Photo courtesy of Chathuranga Pradeep
Bandarawela town is the definition of a picture perfect landscape, surrounded by green hills, lush trees and bright flowers. But Bandarawela is also evolving into an urban hub in its own way. The brightly colored buildings, newly renovated shops and bustling streets with pristine pavements are signs of quick growth and development. It seemed unbothered by Sri Lanka’s past. However, the new Bandarawela began to reveal itself as I started speaking to locals who had lived in the town all their lives. These conversations revealed a different tale.

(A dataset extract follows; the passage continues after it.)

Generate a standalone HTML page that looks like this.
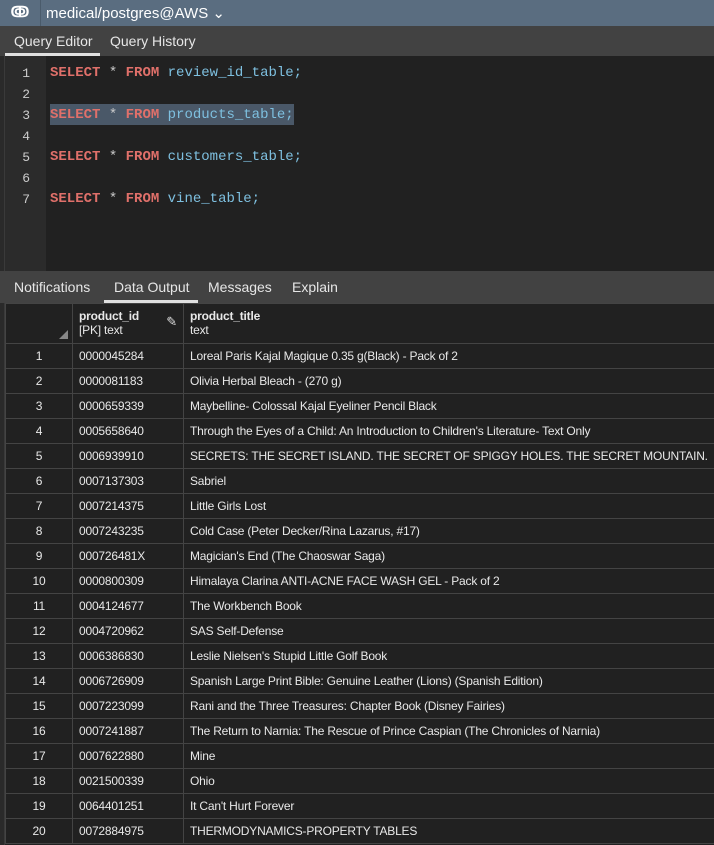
<!DOCTYPE html>
<html><head><style>
*{margin:0;padding:0;box-sizing:border-box}
body{width:714px;height:845px;background:#212121;font-family:"Liberation Sans",sans-serif;overflow:hidden;position:relative;color:#ddd}
.top{position:absolute;left:0;top:0;width:714px;height:26px;background:#5a6d80;color:#fff;font-size:15px}
.top .ic{position:absolute;left:0;top:0;width:41px;height:26px;border-right:1px solid #4a5b6b;text-align:center;line-height:26px;font-weight:bold}
.top .t{position:absolute;left:46px;top:4px}
.tabs{position:absolute;left:0;width:714px;background:#424242;font-size:14px;color:#e6e6e6}
.tabs span{position:absolute;top:7px}
.tabs .u{position:absolute;height:3px;background:#e0e0e0;bottom:0}
.left{position:absolute;left:0;top:56px;width:5px;height:789px;background:#2a2a2a;border-right:1px solid #3a3a3a}
.gut{position:absolute;left:5px;top:56px;width:41px;height:215px;background:#2b2b2b}
.code{position:absolute;font-family:"Liberation Mono",monospace;font-size:14px;white-space:pre}
.ln{position:absolute;left:14px;width:16px;text-align:right;font-family:"Liberation Mono",monospace;font-size:13px;color:#ccc}
.k{color:#e0706a;font-weight:bold}.n{color:#7ec0e0}.p{color:#ccc}
table{position:absolute;left:5px;top:303px;width:720px;table-layout:fixed;border-collapse:collapse;font-size:12px;color:#e8e8e8;letter-spacing:-0.2px}
td,th{border:1px solid #444;height:25px;padding:0 0 0 6px;text-align:left;font-weight:normal;white-space:nowrap;overflow:hidden}
th{height:40px;vertical-align:top;padding-top:5px;background:#212121}
td:first-child{text-align:center;padding:0}
th b{font-weight:bold;display:block}
</style></head><body>
<div class="top"><div class="ic">ↂ</div><div class="t">medical/postgres@AWS ⌄</div></div>
<div class="tabs" style="top:26px;height:30px"><span style="left:14px">Query Editor</span><div class="u" style="left:5px;width:95px"></div><span style="left:110px">Query History</span></div>
<div class="left"></div>
<div class="gut"></div>
<div class="ln" style="top:66px">1</div><div class="ln" style="top:87px">2</div><div class="ln" style="top:108px">3</div><div class="ln" style="top:129px">4</div><div class="ln" style="top:150px">5</div><div class="ln" style="top:171px">6</div><div class="ln" style="top:192px">7</div>
<div style="position:absolute;left:50px;top:104px;width:244px;height:21px;background:#4a5868"></div>
<div class="code" style="left:50px;top:65px"><span class="k">SELECT</span> <span class="p">*</span> <span class="k">FROM</span> <span class="n">review_id_table;</span></div>
<div class="code" style="left:50px;top:107px"><span class="k">SELECT</span> <span class="p">*</span> <span class="k">FROM</span> <span class="n">products_table;</span></div>
<div class="code" style="left:50px;top:149px"><span class="k">SELECT</span> <span class="p">*</span> <span class="k">FROM</span> <span class="n">customers_table;</span></div>
<div class="code" style="left:50px;top:191px"><span class="k">SELECT</span> <span class="p">*</span> <span class="k">FROM</span> <span class="n">vine_table;</span></div>
<div class="tabs" style="top:271px;height:32px"><span style="left:14px;top:8px">Notifications</span><span style="left:114px;top:8px">Data Output</span><div class="u" style="left:104px;width:94px"></div><span style="left:208px;top:8px">Messages</span><span style="left:292px;top:8px">Explain</span></div>
<table>
<colgroup><col style="width:67px"><col style="width:111px"><col style="width:542px"></colgroup>
<tr><th style="position:relative"><span style="position:absolute;right:4px;bottom:4px;width:0;height:0;border-left:9px solid transparent;border-bottom:9px solid #888"></span></th><th style="position:relative"><b>product_id</b>[PK] text<span style="position:absolute;right:6px;top:10px;color:#ddd;font-size:13px">✎</span></th><th><b>product_title</b>text</th></tr>
<tr><td>1</td><td>0000045284</td><td>Loreal Paris Kajal Magique 0.35 g(Black) - Pack of 2</td></tr>
<tr><td>2</td><td>0000081183</td><td>Olivia Herbal Bleach - (270 g)</td></tr>
<tr><td>3</td><td>0000659339</td><td>Maybelline- Colossal Kajal Eyeliner Pencil Black</td></tr>
<tr><td>4</td><td>0005658640</td><td>Through the Eyes of a Child: An Introduction to Children's Literature- Text Only</td></tr>
<tr><td>5</td><td>0006939910</td><td>SECRETS: THE SECRET ISLAND. THE SECRET OF SPIGGY HOLES. THE SECRET MOUNTAIN.</td></tr>
<tr><td>6</td><td>0007137303</td><td>Sabriel</td></tr>
<tr><td>7</td><td>0007214375</td><td>Little Girls Lost</td></tr>
<tr><td>8</td><td>0007243235</td><td>Cold Case (Peter Decker/Rina Lazarus, #17)</td></tr>
<tr><td>9</td><td>000726481X</td><td>Magician's End (The Chaoswar Saga)</td></tr>
<tr><td>10</td><td>0000800309</td><td>Himalaya Clarina ANTI-ACNE FACE WASH GEL - Pack of 2</td></tr>
<tr><td>11</td><td>0004124677</td><td>The Workbench Book</td></tr>
<tr><td>12</td><td>0004720962</td><td>SAS Self-Defense</td></tr>
<tr><td>13</td><td>0006386830</td><td>Leslie Nielsen's Stupid Little Golf Book</td></tr>
<tr><td>14</td><td>0006726909</td><td>Spanish Large Print Bible: Genuine Leather (Lions) (Spanish Edition)</td></tr>
<tr><td>15</td><td>0007223099</td><td>Rani and the Three Treasures: Chapter Book (Disney Fairies)</td></tr>
<tr><td>16</td><td>0007241887</td><td>The Return to Narnia: The Rescue of Prince Caspian (The Chronicles of Narnia)</td></tr>
<tr><td>17</td><td>0007622880</td><td>Mine</td></tr>
<tr><td>18</td><td>0021500339</td><td>Ohio</td></tr>
<tr><td>19</td><td>0064401251</td><td>It Can't Hurt Forever</td></tr>
<tr><td>20</td><td>0072884975</td><td>THERMODYNAMICS-PROPERTY TABLES</td></tr>
</table>
</body></html>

When I spoke to a few residents who had grown up in the town during 1983, I realized that something sinister had taken place. Bandarawela was destroyed by the mobs in July 1983. Mothers ran as fast as they could carrying their infants into St. Joseph’s College for sanctuary and then to kovils and churches when space ran out. While those in the school were safe, the ones who stayed hidden in religious sites were not. “My mother was thrown to the ground and beaten in the kovil; we escaped but she was never the same,” one man said as he recounted how they had fled for their lives while their houses were being burnt. Another man, who was a school child at the time on his way home with friends, was asked to run as far away as he could. The children hid for days in forests and drains without food or water, praying that the mobs would stay away. “They almost looked into a drain but they heard screams from somewhere else and turned away. We were saved. Some children were not that lucky. I will not tell you everything. I do not want to make you cry,” he said. The conversations that followed echoed the same narration of lost loved ones, destroyed property and an “almost did not make it line”.
Most Tamils in the area who could gather up necessary funds fled to India and others went to the Northern and Eastern regions of Sri Lanka to save themselves from the violent attacks.
I began searching for some documentation to gather information about what had happened in the region but was out of luck. It seemed as though none of these stories had ever been brought to light nor was there any official documentation that one could find.
Forgotten and hidden, Sri Lanka’s upcountry Tamils were victims of Black July and experienced similar traumatic events to those in Colombo. The lack of memorialization has made many locals feel as though their experiences were delegitimized, creating a desire for their suffering to be remembered and recognized. Memorialization, one of the key pillars of reconciliation, has been a sensitive subject for the government, which often silences any efforts made in the North and East by activists to remember the past. However, there have been movements through artists and civil society activists that have kept memories of Black July alive in Colombo. Up country Tamils have not been so lucky and before they could memorialize the events, much of the dark past had been erased and removed from plain sight. Sites that were burnt to the ground had been renovated and taken over by new landowners who had no connection with those who had fled from the properties.
Opponents of memorialization argue that too much time has passed and for society to move forward, past trauma and conflict need to be buried and forgotten. Proponents argue that to prevent recurrence and enable healing, memorialization is fundamental. No matter how the details are concealed, the memories live in the hearts of the people who were affected. The state should recognize the violence that took place and allow communities to grieve and memorialize their loss. Most people expressed their wish for these stories to be shared with the present generation. There was little talk of reparations for the losses they had experienced. The requests were humble. “We just want somebody to listen” was a statement echoed by all those I spoke to. It is disappointing to recognize that Sri Lanka, a post-war country for more than a decade, has still failed to take any tangible steps towards reconciliation and peacebuilding, alienating many Tamil experiences.
Despite the dark and untold history of Bandarawela, the strength and resilience of its people prevail. As the locals shared their stories, awareness and empathy have begun to take root within the community. Moved by their experiences, the present generation has become actively involved in preserving and sharing these untold narratives.
As Bandarawela evolves into a vibrant urban hub, it does so with a renewed sense of inclusivity and remembrance. The town’s growth and development serve as a reminder that progress can be achieved while respecting and acknowledging the past. The people of Bandarawela, united in their shared history, are working together to build a future based on understanding, reconciliation and the collective memory of the town’s rich and diverse heritage.